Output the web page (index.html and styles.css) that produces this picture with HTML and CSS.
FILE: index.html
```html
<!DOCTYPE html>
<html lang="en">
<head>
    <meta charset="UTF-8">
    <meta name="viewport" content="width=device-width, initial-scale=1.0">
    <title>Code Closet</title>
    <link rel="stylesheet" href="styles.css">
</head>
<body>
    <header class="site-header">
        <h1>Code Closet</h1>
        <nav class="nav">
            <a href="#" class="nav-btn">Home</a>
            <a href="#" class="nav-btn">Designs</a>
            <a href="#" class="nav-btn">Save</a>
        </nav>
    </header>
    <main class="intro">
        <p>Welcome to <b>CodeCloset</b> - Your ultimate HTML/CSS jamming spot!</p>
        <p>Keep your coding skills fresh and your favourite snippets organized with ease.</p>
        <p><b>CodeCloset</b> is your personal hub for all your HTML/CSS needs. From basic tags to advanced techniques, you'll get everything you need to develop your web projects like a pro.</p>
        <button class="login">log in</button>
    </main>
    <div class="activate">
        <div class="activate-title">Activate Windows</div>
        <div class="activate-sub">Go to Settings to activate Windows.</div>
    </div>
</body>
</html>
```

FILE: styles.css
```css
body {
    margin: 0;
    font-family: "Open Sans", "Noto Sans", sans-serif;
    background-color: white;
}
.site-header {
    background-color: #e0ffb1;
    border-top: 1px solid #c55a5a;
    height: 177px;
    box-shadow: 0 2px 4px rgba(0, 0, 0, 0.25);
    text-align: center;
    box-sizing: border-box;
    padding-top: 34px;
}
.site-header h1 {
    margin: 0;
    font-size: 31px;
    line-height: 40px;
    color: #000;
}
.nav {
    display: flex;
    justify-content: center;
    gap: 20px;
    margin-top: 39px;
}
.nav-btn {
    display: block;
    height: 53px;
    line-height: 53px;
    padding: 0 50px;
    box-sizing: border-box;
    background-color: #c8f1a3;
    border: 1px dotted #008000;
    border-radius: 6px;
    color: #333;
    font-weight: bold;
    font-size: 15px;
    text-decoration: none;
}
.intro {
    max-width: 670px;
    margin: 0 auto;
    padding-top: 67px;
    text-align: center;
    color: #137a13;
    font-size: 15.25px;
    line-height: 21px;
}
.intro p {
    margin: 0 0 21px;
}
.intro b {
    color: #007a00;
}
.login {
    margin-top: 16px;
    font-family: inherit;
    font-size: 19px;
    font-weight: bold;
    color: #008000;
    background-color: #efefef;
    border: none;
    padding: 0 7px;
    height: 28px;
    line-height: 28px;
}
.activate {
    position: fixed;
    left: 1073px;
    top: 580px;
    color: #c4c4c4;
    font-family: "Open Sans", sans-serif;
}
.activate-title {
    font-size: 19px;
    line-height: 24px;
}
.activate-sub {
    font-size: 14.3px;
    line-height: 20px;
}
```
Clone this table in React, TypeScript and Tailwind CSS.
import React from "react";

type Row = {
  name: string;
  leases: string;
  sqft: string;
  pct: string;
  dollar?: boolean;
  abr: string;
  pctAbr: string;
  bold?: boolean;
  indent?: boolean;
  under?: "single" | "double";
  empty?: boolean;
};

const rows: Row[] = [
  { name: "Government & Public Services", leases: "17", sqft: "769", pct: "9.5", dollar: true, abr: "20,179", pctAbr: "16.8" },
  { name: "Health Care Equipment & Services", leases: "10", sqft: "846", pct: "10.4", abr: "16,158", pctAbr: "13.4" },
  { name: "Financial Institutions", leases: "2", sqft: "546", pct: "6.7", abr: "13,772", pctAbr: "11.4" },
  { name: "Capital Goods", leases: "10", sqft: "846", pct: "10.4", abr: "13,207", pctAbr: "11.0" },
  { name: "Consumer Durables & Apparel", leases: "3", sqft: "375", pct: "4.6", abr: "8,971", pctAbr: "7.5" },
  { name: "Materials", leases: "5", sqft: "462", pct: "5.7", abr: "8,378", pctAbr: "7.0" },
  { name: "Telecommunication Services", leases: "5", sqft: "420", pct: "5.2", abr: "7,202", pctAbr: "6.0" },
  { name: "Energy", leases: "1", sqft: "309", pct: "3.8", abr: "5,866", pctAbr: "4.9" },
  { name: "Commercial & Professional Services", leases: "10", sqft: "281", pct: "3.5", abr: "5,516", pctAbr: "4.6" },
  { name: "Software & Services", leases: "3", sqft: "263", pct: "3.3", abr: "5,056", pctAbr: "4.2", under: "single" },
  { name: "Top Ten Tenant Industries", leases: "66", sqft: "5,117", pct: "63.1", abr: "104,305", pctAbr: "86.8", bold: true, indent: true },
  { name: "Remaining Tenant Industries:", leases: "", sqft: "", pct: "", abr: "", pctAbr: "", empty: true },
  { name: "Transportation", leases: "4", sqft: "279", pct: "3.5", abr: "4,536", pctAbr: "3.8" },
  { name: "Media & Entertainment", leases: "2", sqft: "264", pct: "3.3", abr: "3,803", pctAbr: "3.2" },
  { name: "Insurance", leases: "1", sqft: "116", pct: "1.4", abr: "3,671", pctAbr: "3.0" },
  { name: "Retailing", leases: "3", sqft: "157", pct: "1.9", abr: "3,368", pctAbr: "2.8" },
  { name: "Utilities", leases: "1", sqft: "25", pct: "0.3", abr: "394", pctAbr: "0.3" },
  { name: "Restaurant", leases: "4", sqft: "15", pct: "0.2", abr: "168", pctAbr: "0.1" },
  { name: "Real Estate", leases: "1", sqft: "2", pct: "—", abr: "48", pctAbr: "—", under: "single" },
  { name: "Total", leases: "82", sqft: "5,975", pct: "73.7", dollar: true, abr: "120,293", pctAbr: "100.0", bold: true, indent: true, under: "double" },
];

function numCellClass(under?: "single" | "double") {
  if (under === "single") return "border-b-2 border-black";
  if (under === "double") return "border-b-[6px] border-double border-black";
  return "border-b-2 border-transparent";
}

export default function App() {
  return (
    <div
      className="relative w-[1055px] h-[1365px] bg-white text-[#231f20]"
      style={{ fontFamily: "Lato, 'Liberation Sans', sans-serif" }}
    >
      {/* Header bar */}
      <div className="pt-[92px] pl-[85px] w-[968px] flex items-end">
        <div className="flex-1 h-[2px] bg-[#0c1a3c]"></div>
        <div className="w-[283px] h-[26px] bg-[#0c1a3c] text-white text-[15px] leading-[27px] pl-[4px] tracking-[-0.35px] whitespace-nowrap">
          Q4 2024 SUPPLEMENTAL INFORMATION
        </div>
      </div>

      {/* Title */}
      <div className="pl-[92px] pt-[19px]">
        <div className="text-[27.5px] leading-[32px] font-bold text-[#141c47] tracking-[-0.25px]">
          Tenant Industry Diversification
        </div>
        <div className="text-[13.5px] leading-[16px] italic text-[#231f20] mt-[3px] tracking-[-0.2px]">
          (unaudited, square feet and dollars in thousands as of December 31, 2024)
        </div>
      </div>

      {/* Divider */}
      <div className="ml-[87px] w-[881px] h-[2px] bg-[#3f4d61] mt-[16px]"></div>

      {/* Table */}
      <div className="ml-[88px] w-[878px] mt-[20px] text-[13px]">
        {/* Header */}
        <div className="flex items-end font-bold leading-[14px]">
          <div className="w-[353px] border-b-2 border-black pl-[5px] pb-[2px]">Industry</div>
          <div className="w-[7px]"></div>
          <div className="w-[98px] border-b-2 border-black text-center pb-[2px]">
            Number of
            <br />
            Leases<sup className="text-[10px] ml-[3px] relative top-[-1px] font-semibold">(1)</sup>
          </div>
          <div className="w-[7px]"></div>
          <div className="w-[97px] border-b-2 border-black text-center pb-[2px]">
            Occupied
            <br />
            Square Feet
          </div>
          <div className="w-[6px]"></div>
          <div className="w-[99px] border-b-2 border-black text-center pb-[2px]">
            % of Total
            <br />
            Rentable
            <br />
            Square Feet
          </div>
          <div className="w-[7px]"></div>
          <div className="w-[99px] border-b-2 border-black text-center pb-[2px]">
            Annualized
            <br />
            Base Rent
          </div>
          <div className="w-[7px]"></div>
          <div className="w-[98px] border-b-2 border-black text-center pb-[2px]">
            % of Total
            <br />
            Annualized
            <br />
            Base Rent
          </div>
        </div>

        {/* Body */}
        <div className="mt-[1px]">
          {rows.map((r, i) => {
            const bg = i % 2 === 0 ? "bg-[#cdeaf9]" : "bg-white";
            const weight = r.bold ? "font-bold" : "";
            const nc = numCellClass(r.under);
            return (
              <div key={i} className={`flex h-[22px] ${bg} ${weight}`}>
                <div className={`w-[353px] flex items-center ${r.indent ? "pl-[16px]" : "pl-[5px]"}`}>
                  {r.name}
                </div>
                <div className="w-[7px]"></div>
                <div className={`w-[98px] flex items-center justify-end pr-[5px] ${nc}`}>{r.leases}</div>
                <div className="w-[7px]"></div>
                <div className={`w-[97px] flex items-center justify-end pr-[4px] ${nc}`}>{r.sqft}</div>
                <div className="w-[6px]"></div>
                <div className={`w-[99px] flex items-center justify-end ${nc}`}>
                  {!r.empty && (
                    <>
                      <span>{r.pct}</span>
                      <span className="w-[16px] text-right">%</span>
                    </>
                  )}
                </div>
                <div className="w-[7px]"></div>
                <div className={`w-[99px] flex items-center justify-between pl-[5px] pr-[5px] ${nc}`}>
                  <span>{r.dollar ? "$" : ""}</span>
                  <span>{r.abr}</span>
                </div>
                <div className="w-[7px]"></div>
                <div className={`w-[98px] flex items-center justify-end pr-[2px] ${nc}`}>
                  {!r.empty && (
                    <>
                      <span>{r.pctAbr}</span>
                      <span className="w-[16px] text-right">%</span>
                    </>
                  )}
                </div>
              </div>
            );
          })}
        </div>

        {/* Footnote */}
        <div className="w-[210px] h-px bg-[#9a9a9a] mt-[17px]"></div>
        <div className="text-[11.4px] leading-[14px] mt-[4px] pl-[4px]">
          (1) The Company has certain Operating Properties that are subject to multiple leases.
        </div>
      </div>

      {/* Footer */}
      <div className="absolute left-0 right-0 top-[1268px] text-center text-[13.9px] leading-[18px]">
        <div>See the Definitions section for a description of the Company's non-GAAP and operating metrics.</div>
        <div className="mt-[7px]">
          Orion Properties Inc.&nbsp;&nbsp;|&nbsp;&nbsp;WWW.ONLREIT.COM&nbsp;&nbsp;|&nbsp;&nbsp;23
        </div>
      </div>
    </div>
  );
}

■ ■ ■ ■ ■ ■ ■

WHAT TO WORK ON: Reproduce each line of the entries in which the word "index" is found.

FULL ANSWER:
Output the web page (index.html and styles.css) that produces this picture with HTML and CSS.
FILE: index.html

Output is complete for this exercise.